131532 20:17 (DS 8:01>MAMU>DS 12:16).
Goes into Me & My Uncle and Sittin’ on Top of the World.
The sound starts out a little boomy on this Charlie Miller transfer, but it seems to get a bit better almost immediately. Either they’re taking it slightly faster than they have been, or I’ve gotten used to the slower tempo—mine is not a scientific approach, I recognize. Garcia and Lesh are very prominent, with Jerry playing beautiful runs with pinch harmonics and little flurries. We can hear Keith, but he’s a little reticent.
The intro starts to get a little weirder at around 2:35, and soon Lesh is playing a morse code pattern of the type they’ve been fooling with lately. This leads to a burst of vigorous jamming, but it doesn’t last long, as they seem to be a little restless here. Eventually, at 3:55, a kind of bouncy thing emerges and gathers force. There’s a nice peak beginning at about 4:20 leading the jam into a sort of behind the beat swing.
At 5:10 this is all coming together, and the band is going like gangbusters. 5:35 sees Feelin’ Groovy hints come and then go, and everything falls apart a little and by 6:37 is heading into weirdness. A small meltdown follows and builds in intensity, then recedes, until at 8:00 the band sort of magically drops into a nice version of Me & My Uncle.
The last chord of MAMU drops almost immediately into a jam that is recognizably some form of Dark Star. After about 25 seconds the band backs way off into a drumless contemplative space. Garcia plays some rolls, and Godchaux asserts himself a little more here. Jerry’s line starting at 2. 1:49 is particularly beautiful. This leads him into some volume knob stuff, and Phil echoes him with some plaintive notes while Weir and Godchaux provide more active counterpoint. At 3:20 the music becomes more insistent and we seem to be heading for a meltdown.
It proves to be an intense one, and has many of the characteristics of what is usually called a Tiger jam, although Garcia does not hammer the wah pedal. It recedes and then comes roaring back, and by 5:10 Weir is furiously scritching, then Garcia starts some tremolo stuff, but the band has backed way off. They proceed to weird out for a while.

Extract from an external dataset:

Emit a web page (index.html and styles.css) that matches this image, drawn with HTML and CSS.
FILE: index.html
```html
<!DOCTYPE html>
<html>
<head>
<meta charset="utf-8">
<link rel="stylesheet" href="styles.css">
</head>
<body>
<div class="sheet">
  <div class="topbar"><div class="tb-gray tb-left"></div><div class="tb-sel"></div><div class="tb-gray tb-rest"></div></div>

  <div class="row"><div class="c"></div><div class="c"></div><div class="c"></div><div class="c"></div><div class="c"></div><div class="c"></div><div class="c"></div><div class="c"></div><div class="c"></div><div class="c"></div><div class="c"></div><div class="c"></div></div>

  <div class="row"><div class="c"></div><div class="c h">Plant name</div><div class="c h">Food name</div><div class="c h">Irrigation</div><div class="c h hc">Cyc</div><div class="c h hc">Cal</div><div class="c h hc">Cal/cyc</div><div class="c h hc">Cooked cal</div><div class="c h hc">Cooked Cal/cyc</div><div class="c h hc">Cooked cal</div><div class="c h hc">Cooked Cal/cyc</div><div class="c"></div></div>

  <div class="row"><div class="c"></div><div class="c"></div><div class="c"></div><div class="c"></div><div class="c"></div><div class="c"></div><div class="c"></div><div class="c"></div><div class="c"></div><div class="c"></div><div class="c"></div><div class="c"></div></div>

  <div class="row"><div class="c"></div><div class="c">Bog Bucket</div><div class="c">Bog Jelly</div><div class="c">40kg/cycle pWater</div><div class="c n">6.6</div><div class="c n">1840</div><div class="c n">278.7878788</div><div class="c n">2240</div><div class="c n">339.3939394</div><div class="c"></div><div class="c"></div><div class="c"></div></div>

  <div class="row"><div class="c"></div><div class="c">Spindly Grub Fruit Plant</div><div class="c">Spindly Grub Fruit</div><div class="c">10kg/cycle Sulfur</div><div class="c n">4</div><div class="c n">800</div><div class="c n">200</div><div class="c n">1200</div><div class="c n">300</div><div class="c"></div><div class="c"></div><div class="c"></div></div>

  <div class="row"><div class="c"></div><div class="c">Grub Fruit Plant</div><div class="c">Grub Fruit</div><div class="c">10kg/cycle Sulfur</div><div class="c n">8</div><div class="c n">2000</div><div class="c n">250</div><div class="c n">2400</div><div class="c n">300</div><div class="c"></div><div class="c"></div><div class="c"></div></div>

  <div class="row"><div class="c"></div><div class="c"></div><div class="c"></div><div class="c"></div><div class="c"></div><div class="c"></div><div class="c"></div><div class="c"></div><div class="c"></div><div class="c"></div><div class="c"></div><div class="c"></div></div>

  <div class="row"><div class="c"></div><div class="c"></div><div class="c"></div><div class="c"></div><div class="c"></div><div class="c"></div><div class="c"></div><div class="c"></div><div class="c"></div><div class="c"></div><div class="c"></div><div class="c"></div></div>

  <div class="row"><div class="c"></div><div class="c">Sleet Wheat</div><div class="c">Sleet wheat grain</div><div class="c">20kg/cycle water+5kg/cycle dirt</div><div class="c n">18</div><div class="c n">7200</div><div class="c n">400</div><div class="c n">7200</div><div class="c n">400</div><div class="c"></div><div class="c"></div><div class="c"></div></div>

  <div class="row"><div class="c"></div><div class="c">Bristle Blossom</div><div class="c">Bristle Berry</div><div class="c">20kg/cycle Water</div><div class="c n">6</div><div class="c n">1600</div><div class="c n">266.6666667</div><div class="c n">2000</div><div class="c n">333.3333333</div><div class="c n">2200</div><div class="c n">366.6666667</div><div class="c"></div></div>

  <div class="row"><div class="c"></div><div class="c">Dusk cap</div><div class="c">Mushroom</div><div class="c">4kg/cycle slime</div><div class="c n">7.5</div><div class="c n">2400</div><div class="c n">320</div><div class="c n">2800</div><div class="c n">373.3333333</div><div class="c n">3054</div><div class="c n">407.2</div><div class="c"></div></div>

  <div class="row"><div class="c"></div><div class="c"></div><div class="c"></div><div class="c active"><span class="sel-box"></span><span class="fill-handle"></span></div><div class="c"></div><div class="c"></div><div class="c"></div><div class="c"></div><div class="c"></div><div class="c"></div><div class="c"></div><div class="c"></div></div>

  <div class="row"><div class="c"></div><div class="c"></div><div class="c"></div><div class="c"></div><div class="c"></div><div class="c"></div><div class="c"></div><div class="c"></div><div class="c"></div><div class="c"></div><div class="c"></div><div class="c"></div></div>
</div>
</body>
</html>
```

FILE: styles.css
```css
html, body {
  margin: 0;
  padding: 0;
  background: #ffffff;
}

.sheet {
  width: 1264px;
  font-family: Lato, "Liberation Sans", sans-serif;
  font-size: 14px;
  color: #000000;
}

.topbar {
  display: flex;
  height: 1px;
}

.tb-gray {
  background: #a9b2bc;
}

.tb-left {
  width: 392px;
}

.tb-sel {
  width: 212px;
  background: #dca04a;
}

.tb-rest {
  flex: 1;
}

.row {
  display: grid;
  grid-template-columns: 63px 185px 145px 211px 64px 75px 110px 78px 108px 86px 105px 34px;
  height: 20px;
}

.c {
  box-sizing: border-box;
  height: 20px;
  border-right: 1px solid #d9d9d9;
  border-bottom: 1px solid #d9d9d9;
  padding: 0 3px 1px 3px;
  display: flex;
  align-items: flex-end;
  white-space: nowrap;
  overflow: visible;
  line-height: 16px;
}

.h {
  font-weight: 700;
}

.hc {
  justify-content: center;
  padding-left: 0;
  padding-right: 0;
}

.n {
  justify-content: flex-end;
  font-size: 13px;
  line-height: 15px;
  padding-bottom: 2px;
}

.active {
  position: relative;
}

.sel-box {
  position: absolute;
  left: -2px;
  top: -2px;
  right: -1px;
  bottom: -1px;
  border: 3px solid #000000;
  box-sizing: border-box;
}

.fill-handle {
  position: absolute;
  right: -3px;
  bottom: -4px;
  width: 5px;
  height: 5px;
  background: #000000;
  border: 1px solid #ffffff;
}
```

By around 7:00 this seems to be heading into a more structured jam, although they seem reluctant to regularize it too much at first. Keith starts playing a riff that holds it together, while Garcia and Lesh pipe along with one-note patterns as it migrates into a rock thing. But then by 8:30 it is all coming to an end again, and the band descends into a kind of oasis of weirdness again. At 8:54 Garcia starts another morse code line, but he quickly abandons it in favor of some noodling. At 9:22 Garcia starts a Sputnik line while Lesh begins the main theme. Garcia wins out this time, and a sort of Sputnik-like part comes here.

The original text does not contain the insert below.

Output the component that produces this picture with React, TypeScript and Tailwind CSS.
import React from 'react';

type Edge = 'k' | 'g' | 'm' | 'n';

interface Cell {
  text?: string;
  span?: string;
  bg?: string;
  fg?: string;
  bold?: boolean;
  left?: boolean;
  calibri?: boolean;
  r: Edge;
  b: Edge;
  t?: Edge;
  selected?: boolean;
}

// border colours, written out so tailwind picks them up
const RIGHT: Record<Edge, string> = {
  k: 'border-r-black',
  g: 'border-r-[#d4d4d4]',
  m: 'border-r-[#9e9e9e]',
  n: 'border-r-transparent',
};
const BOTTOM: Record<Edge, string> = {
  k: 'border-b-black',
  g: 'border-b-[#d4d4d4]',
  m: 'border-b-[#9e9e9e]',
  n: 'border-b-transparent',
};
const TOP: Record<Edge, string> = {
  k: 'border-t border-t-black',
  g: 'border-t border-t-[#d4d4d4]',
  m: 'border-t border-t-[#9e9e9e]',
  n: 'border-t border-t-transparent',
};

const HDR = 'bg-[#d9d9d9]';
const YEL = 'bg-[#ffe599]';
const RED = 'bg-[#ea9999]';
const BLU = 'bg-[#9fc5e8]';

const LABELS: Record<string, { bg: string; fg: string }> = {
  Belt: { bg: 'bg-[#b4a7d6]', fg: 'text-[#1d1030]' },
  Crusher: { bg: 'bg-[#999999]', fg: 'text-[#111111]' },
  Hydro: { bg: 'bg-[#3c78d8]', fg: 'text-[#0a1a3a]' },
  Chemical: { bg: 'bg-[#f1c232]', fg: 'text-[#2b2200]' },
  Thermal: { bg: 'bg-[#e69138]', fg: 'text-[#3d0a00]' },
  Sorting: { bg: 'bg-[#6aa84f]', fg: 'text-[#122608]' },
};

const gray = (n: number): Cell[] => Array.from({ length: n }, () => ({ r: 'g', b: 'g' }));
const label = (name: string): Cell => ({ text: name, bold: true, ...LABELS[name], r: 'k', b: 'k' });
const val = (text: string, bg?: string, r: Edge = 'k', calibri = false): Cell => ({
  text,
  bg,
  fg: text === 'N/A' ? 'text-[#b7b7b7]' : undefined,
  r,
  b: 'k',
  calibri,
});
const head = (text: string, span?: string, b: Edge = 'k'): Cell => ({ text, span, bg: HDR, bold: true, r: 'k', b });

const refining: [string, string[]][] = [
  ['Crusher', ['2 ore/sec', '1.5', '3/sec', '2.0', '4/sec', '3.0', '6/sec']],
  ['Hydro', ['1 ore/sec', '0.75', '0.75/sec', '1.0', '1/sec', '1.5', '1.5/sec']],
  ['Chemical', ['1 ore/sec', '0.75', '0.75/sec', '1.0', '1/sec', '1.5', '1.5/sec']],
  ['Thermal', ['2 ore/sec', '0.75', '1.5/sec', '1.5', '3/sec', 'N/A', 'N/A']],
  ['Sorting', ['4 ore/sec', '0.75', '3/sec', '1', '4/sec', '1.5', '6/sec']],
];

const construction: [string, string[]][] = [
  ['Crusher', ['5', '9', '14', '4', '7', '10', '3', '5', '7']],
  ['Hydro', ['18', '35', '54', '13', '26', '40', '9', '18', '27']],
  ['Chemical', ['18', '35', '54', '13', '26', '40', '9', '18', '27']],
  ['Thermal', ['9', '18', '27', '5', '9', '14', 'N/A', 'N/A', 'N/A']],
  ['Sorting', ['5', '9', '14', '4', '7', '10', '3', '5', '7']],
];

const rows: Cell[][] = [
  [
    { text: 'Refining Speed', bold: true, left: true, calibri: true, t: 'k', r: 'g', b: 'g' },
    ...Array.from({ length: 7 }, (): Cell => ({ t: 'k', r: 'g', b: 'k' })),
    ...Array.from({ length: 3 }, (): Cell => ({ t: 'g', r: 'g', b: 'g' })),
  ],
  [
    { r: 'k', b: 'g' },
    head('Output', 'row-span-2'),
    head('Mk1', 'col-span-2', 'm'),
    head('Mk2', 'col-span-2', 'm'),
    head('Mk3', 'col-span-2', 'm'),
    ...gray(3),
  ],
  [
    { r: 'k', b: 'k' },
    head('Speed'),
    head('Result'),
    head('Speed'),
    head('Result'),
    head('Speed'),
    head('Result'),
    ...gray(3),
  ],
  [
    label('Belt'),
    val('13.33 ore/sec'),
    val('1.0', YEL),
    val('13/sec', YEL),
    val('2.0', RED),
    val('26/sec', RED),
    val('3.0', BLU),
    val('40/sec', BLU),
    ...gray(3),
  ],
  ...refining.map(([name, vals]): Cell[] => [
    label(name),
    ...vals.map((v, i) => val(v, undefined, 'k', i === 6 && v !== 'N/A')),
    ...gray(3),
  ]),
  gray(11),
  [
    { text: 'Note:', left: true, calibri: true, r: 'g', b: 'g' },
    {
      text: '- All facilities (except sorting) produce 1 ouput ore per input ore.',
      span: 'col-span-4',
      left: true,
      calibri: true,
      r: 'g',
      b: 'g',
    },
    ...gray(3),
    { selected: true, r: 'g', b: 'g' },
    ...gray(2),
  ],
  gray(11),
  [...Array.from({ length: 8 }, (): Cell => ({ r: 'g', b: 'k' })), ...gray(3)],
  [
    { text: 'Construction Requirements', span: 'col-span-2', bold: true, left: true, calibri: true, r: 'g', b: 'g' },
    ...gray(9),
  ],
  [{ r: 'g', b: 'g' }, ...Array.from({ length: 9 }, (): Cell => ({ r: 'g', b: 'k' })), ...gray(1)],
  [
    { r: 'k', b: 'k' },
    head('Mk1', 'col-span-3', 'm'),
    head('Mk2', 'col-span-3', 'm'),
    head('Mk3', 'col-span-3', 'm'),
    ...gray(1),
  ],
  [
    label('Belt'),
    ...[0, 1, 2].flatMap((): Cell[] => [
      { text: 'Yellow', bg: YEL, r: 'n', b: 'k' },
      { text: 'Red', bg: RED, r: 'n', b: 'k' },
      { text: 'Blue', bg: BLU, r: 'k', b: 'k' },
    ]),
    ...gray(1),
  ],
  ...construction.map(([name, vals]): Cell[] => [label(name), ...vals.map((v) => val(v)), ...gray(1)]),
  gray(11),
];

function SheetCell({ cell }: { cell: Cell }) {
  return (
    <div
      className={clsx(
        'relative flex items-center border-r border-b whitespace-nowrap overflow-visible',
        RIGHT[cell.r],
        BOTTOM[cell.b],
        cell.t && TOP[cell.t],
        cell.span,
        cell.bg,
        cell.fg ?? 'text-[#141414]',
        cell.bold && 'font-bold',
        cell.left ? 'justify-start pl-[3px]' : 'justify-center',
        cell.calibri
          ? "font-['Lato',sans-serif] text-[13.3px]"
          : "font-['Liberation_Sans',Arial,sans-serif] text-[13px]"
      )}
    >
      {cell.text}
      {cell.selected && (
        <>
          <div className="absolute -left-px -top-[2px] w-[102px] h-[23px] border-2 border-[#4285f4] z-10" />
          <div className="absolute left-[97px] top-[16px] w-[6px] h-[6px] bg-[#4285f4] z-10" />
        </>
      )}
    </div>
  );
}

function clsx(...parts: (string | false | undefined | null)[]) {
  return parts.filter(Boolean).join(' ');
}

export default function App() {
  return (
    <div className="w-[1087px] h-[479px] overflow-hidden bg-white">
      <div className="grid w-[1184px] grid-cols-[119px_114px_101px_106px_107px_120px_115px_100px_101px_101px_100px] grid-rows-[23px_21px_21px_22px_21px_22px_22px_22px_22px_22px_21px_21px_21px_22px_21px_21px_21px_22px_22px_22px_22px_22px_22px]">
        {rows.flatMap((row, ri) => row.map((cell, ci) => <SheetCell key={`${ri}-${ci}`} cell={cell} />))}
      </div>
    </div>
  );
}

By 10:45 there is a beautiful little jam underway, and this picks up cohesion briefly, and then falls apart again, with Lesh again trying to assert the theme to bring them back together. Jerry briefly considers joining him, but instead he starts Sitting on Top of the World, and we’re out.
Although there is no main theme and no verses, this clearly seems to be a Dark Star. As I said earlier, however, I am unscientific; it may help to have clear criteria to distinguish a Dark Star from a Dark Star jam. There is a lot to enjoy here, but one thing that sets the Dead apart as improvisors is how they pull it all together for cohesive and tonal jams, and these are in short supply here, at least if we’re talking about jams of any length. There is a lot of great music in these 20 minutes, though.